Serialization: Session data are stored in $_SESSION as an associative array. Before storing (no matter if the session storage is the filesystem or a database) they need to be serialized (converted into a string representation). PHP uses a specialized serialization method which is different from the normal serialize() function. If you are curious, you can get this string representation of your session data using the session_encode() function. You can also change the serialization method, using session.serialize_handler configuration parameter. Does it worth to replace the serialization method with a third-party library ? Maybe, but the main reason is not the serialization speed or string length that is produced. You may need to do that if you share sessions with non-PHP systems and you need them be able to decode this string.

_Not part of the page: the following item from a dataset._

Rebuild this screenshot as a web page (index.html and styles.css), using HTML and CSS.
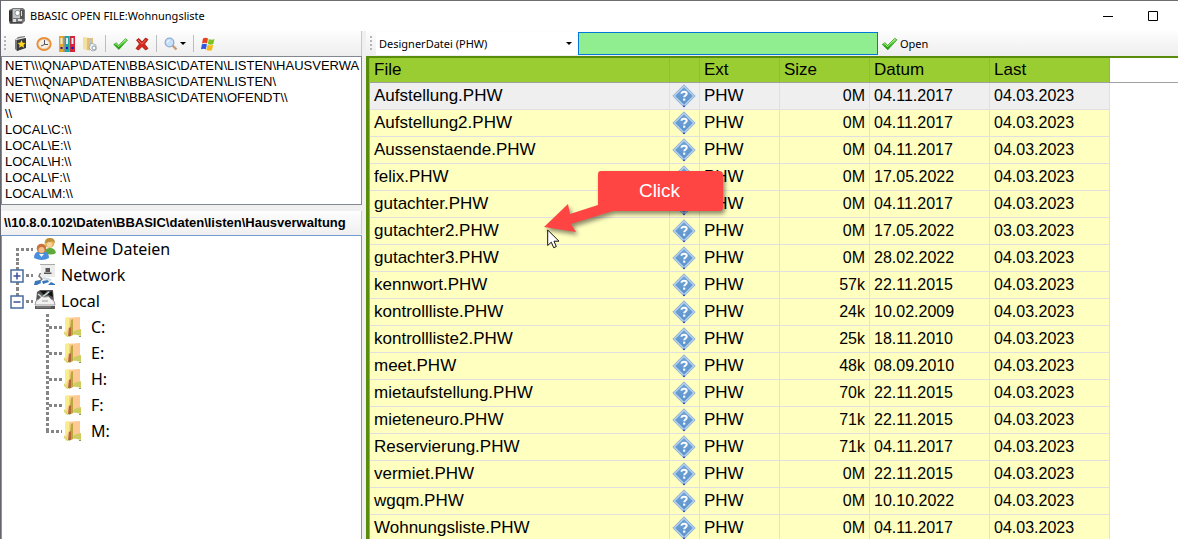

Serialization is the reason why we should avoid storing objects in session. If you do, here are some things to take into account:

– special attention should paid in the implementation of __sleep and _wakeup functions that are called during the (un)serialization process. What is more, you cannot control the (un)serialization of an object stored in session by implementing the Serializable interface. As I have already mentioned, the serialization method used for sessions is a bit different than the one used by serialize() function.

– static properties are not serialized.

– the object’s class should be available anywhere in the application where the session is used. Which means that by the time the session_start() call is made, the class definition should have already been encountered by PHP or, alternatively, it can be found by an already-registered autoloader. This can be an issue if you are sharing sessions with other non-PHP systems.

– if you update a class and instances of this class are stored in the session storage, then the new class version should be backward compatible to the old one. Otherwise, the unserialization process that loads the session data will fail.

So, my advice would be, try to avoid storing objects in sessions. If you have to, then it is wiser if you manually serialize them before storing them in the session.